Cheap wins for leakage
True soundproofing means construction, but you can reduce leakage with a solid-core door, draught seals around gaps, and heavy mass on weak points. For sound quality, though, put your budget into treatment first.
Common mistakes to avoid
- Buying foam to block noise. Foam is light and thin; it manages reflections, not transmission. It will never quiet a room from the outside world.
- Ignoring the door and gaps. A hollow door with a gap underneath is the weakest point in most rooms. Fix that before spending on anything fancier.
- Over-deadening the room. Covering every surface with absorption kills all the life and makes a room sound unnaturally dead. Treatment is about balance, not removing every reflection.

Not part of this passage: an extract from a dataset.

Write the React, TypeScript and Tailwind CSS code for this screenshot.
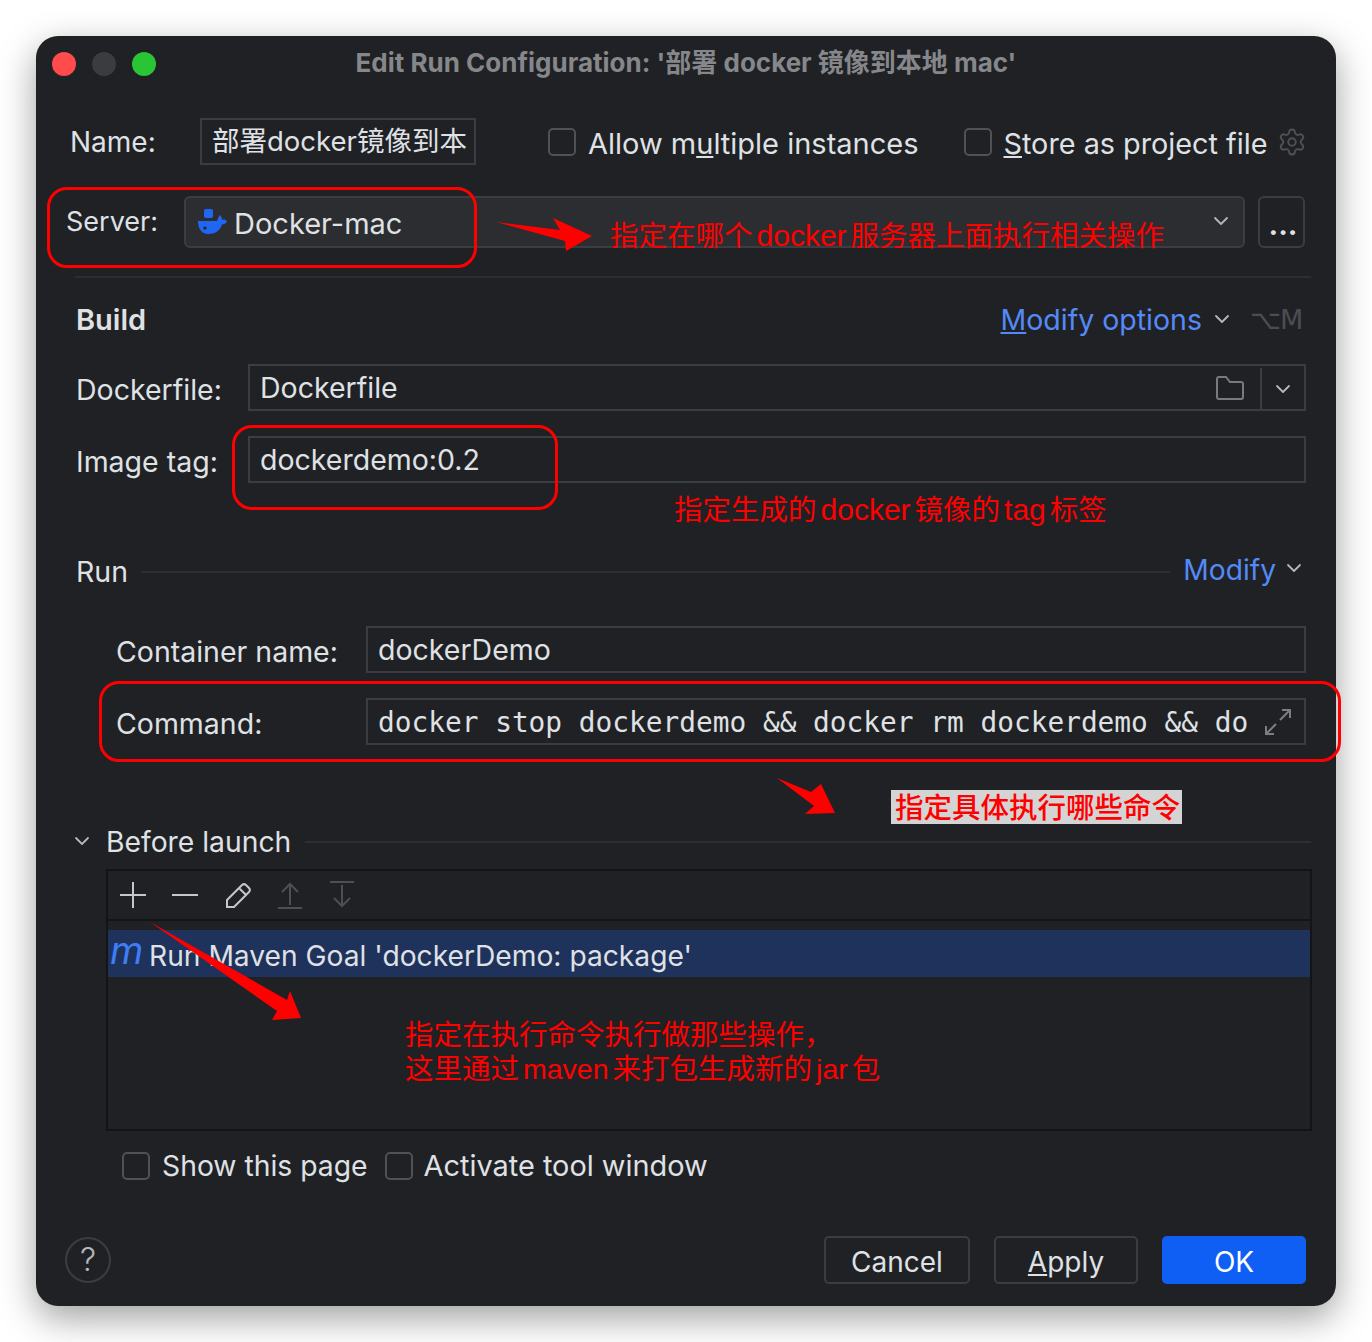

- Forgetting the low end. Bass is the hardest problem in both worlds – bass traps for treatment, mass and decoupling for isolation. Thin solutions barely touch it.
Frequently asked questions
Will acoustic panels stop my neighbours hearing me?
No. Absorption panels and bass traps improve how the room sounds inside by reducing reflections, but they do very little to stop sound passing through the wall. Quieting a room for the people around you needs mass, decoupling and sealed gaps – that’s soundproofing, a separate job.
Can I soundproof a room without building work?
Only partially. You can meaningfully cut leakage by sealing gaps, fitting draught excluders, upgrading to a solid-core door and adding mass to obvious weak points. But true isolation – especially against bass and footfall – generally needs construction, because it depends on decoupling the structure, which you can’t fake with surface products.
Should I treat or soundproof first?
For most home studios, treatment first. It is cheaper, easier and directly improves the recordings and mixes you make every day. Soundproofing only matters if outside noise is getting into your recordings or your noise is disturbing others – and even then, treatment usually gives you the bigger quality jump for the money.